Gone Is Gone

Top-tier metal veterans unite on cinematic debut EP
This hard rock supergroup – which unites members of Mastodon, Queens of the Stone Age and the recently reunited At the Drive-In –couldn’t possibly surpass its marquee billing. But the band’s debut EP carves out its own compelling niche, combining Queens’ scorched stoner-metal squall, Mastodon’s grandiose prog-metal bombast and ATDI’s bruising post-hardcore.
ATDI drummer Tony Hajjar and multi-instrumentalist Mike Zarin formed the project after collaborating on video game and movie trailer scores. Perhaps inevitably, patches of Gone Is Gone are bogged down by textural drone and spoken-word padding (“Character,” “Recede and Enter”) better utilized by a Call of Duty loading screen. Elsewhere, the band alternates between sweltering distortion and psychedelic star-gazing. Bassist-singer Troy Sanders unleashes his signature Mastodon roar on sludge monster “Violescent,” which climaxes with QOTSA guitarist Troy Van Leeuwen’s stratospheric solo; the opposite extreme is “Starlight,” a dynamic post-metal epic that harnesses Deftones’ balance of savagery and splendor.
The EP unfurls like the soundtrack to a nonexistent sci-fi/horror film, and Sanders’ bleak, meditative lyrics feel tailored to fill out the gaps in a broader story.
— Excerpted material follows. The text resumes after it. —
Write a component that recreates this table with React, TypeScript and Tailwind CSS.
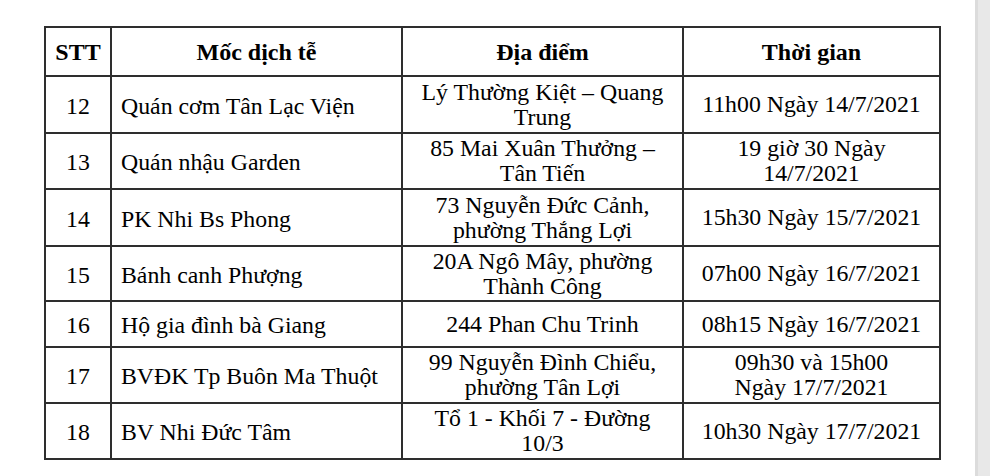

Throughout, he drifts in outer space (“Starlight”), tracks down a rival for bloody vengeance (“In time you will pay / Gallows wait and bring you down,” he snarls on “Stolen From Me”) and coaxes a friend toward their demise (metal-Western centerpiece “This Chapter,” a demonic Willy Wonka tunnel ride into the bowels of hell).
But overall, Gone Is Gone transcends not with evocative images but herculean heaviness. “I can’t resist through the noise,” Sanders bellows. No kidding.